Die StVO (Paragraph 45) weist einen langen Katalog von Gründen aus, die die Verkehrsbehörden im Einvernehmen mit den Kommunen ermächtigen, „Tempo-30-Zonen“ etwa in Wohngebieten jenseits der Hauptverkehrsstraßen einzurichten. Der Klimaschutz gehört nicht dazu.

Sehr wohl aber der Schutz der „Wohnbevölkerung vor Lärm und Abgasen“. Insbesondere in Kurorten und „Erholungsorten von besonderer Bedeutung“. Also zum Beispiel in Hooksiel, Horumersiel und Schillig? Klar ist aber, dass innerhalb einer Tempo-30-Zone generell die Vorfahrtsregel „rechts vor links“ gilt und es dort keine Ampeln geben darf – mit Ausnahme von Fußgängerampeln. 

Die Verkehrsbehörde des Landkreises Friesland unterstreicht die Bedeutung der so genannten „flächenhafte Verkehrsplanung“ der Gemeinde bzw. Stadt für die Ausweisung von „Tempo-30-Zonen“. Mit dieser Planung werde das Vorfahrtstraßennetz definiert. Hierbei ist die Polizei zu beteiligen. Die Verkehrsbehörde übernehme letztlich die formelle Prüfung, ob alle rechtlichen Anforderungen erfüllt sind.

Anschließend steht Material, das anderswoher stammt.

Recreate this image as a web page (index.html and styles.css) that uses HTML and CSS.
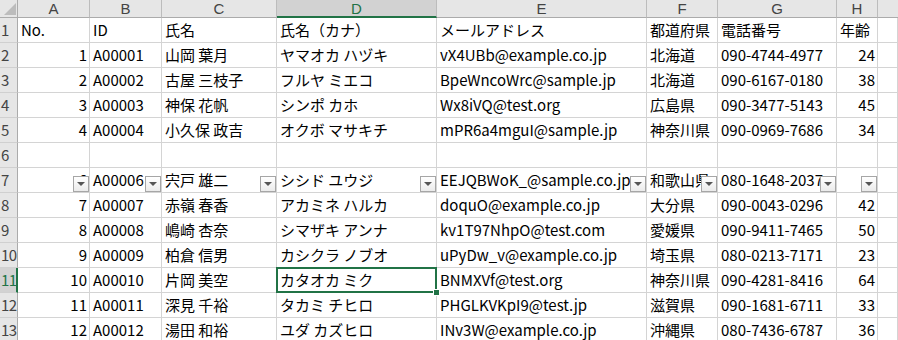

Was bedeutet das für den Vorschlag: Generell Tempo 30 in allen Ortslagen im Wangerland? Nach aktueller Rechtslage wäre das nicht zulässig. Andererseits könnten wohl deutlich mehr und großflächigere Tempo-30-Zonen im Gemeindegebiet ausgewiesen werden, wenn die Gemeinde im Verbund mit Verkehrsbehörde und Polizei den Mut dazu hätte, die Vorfahrtsregelungen entsprechend zu ändern.